The overwhelming national vote in the opinion poll in favour of Indira Gandhi’s leadership is more a comment on the mood of the nation today than an informed and reasoned endorsement of her tenure in office. After all, the economy has done much better in the 16 years after her assassination than during the 13 years of her rule. But there is a message in that poll for the entire political leadership today. Make mistakes like Indira did, and she indeed made collosal mistakes both on the economic and political front, but get going. The electorate wants a government that can get a grip on the nation and take it somewhere; that pays heed to the concerns of the depressed classes and look to the future at the same time.
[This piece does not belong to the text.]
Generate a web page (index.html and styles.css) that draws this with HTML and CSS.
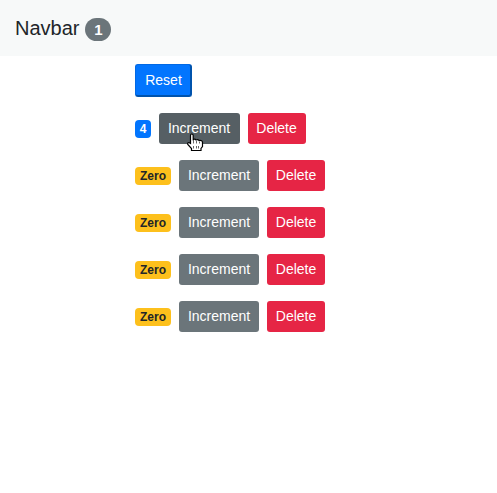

There is no readymade Indira available anywhere, certainly not in Ms Sonia Gandhi. India has its Boris Yeltsin in office, but no Vladimir Putin waiting in the wings to take charge. But leaders are useful only upto a point. The real work, however, has to be done by all of us. A mood of pessimism seems to have gripped the nation. It is time to stand up and be counted and energise the forces of change. Hopefully, Mr Vajpayee will draw the right lessons from the prevailing mood and change it when he addresses the nation.